I find the Nebula nominees are generally good with one or two gawdawful
books in the mix just to keep you awake and make sure your brain is
working.
Recent oned that I thought were excellent:
A Memory Called Empire by Arkady Martine (straight SciFi)
A Desolation Called Peace (sequel)
The Calculating Stars by Mary Robinette Kowal. Part of an alt-
history series, excellent sci-fi.
The Fifth Season series by NK Jemiso
Ninefox Gambit bu Yoon Ha Lee (an excellent sci-fi book that
will take some effort as it just throws you into a totally
unfamiliar world and lets you play catchup as you go along
well worth it.
The Three Body Problem by Lui Cixin, tranlated by Ken Lui. A
mind bending hard-science sci-fi story that, through three
novels ends up covering the entire span of the universe. It
is an excellent series, but it will hurt your head as you
grapple with it's perspective.
* The list is in date order, newest at the top. There are a lot of
other Nebula nominees I would recommend, but they are probably
not what you are looking for. Ther are other nominees that I still
intend to read that people I trust have said are very good, but I
haven’t read them myself.
You might also look for books stores that do "staff recommendations"

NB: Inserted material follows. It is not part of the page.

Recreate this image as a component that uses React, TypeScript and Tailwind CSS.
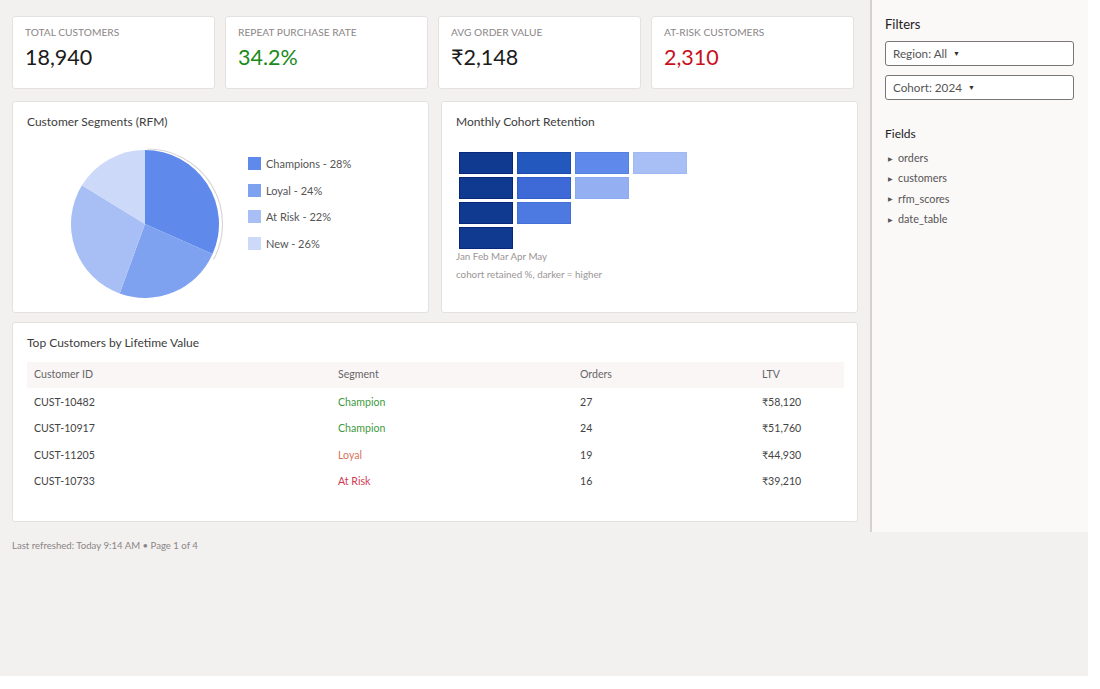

and look for ones where the sci-fi recommendations look like they are
thoughtful instead of pushing overstock. Of course, this is getting
harder and hard to to.
There are also various podcast that cover scifi books. Two that I listen
to are the yearly episode on The Incomparable
<
https://www.theincomparable.com/theincomparable/> where they cover the
Nebula nominees.
The people on the podcasts read all the books and have differing
opinions, so it is generally pretty easy to pick out the ones you'll be
most interested in.
Most of the episodes are not about books specifically, but the do cover
both the Hugo and nebula nominees every year. Because of this, they have
a separate sub-list that covers just the "book club" episodes going back
over a decade:
<
https://www.theincomparable.com/theincomparable/bookclub/>
Lastly, there is goodReads.com (owned by Amazon now) which can be vary
helpful with connection with people with similar tastes, which of course
lets you find other books based on what they are reading. It is not all
that active, but I still find it quite useful.
If you prefer military scfi, the David Weber Honor Harrington novels are
a scifi retelling on the Napoleonic Wars. He does pretty well with the
science and quite well with space battle tactics. I would not say they
are GOOD exactly, but they are entertaining.

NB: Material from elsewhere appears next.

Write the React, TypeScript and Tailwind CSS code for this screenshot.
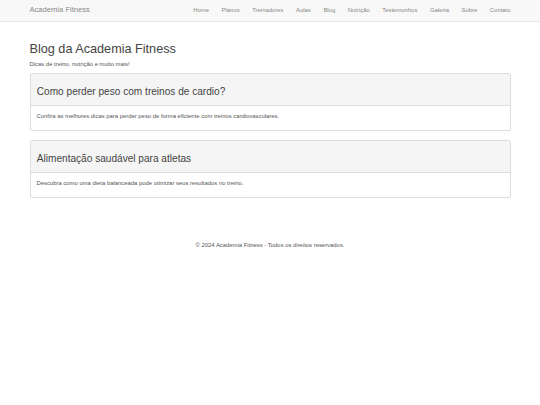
import React from "react";

const links = ["Home", "Planos", "Treinadores", "Aulas", "Blog", "Nutrição", "Testemunhos", "Galeria", "Sobre", "Contato"];

const posts = [
  {
    title: "Como perder peso com treinos de cardio?",
    text: "Confira as melhores dicas para perder peso de forma eficiente com treinos cardiovasculares.",
  },
  {
    title: "Alimentação saudável para atletas",
    text: "Descubra como uma dieta balanceada pode otimizar seus resultados no treino.",
  },
];

const App = () => {
  return (
    <div className="min-h-screen bg-white text-[#333] font-['Liberation_Sans',Arial,sans-serif]">
      {/* Navbar */}
      <nav className="bg-[#f8f8f8] border-b border-[#e7e7e7]">
        <div className="mx-auto w-[493.6px] px-[6.3px] flex justify-between items-center h-[21px]">
          <a className="-ml-[6.3px] px-[6.3px] text-[7.6px] leading-[8.4px] text-[#888]">Academia Fitness</a>
          <ul className="-mr-[6.3px] flex">
            {links.map((l) => (
              <li key={l}>
                <a className="block px-[6.3px] text-[5.9px] leading-[8.4px] text-[#888]">{l}</a>
              </li>
            ))}
          </ul>
        </div>
      </nav>

      {/* Blog */}
      <div className="mx-auto w-[493.6px] px-[6.3px]">
        <h2 className="mt-[20px] mb-[4.2px] text-[12.66px] leading-[14px] font-normal text-[#444]">Blog da Academia Fitness</h2>
        <p className="text-[5.9px] leading-[8.4px] mb-[4.2px] text-[#555]">Dicas de treino, nutrição e muito mais!</p>

        {posts.map((p) => (
          <div key={p.title} className="border border-[#ddd] rounded-[2px] mb-[9px] overflow-hidden">
            <div className="bg-[#f5f5f5] border-b border-[#ddd] px-[6.3px] py-[4px]">
              <h3 className="mt-[8px] mb-[4px] text-[10.1px] leading-[11px] font-normal text-[#444]">{p.title}</h3>
            </div>
            <div className="p-[6px]">
              <p className="text-[5.9px] leading-[8px] mb-[4px] text-[#555]">{p.text}</p>
            </div>
          </div>
        ))}
      </div>

      {/* Footer */}
      <footer className="pt-[34px] text-center">
        <p className="text-[5.9px] leading-[8.4px] text-[#555]">© 2024 Academia Fitness - Todos os direitos reservados.</p>
      </footer>
    </div>
  );
};

export default App;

> The only relatively new SF author that I like is Greg Egan, who comes up
> with genuinely new ideas and turns them into readable stories. His short
> stories are mostly better than his novels.
> I tried Peter Hamilton, and after a few chapters wanted to call for an
> editor who could trim the book to about 10% of its length.
I can see that. Not only does he write a lot in each book, he churns
them out at a fast clip. I get why some people like him (it's a bot like
feeding yourself cheap chips/crisps).
> I threw the book out rather that struggle through the many remaining
> chapters. With publishers focusing on thickness rather than content,
> useless and unnecessarily boring padding has become fashionable.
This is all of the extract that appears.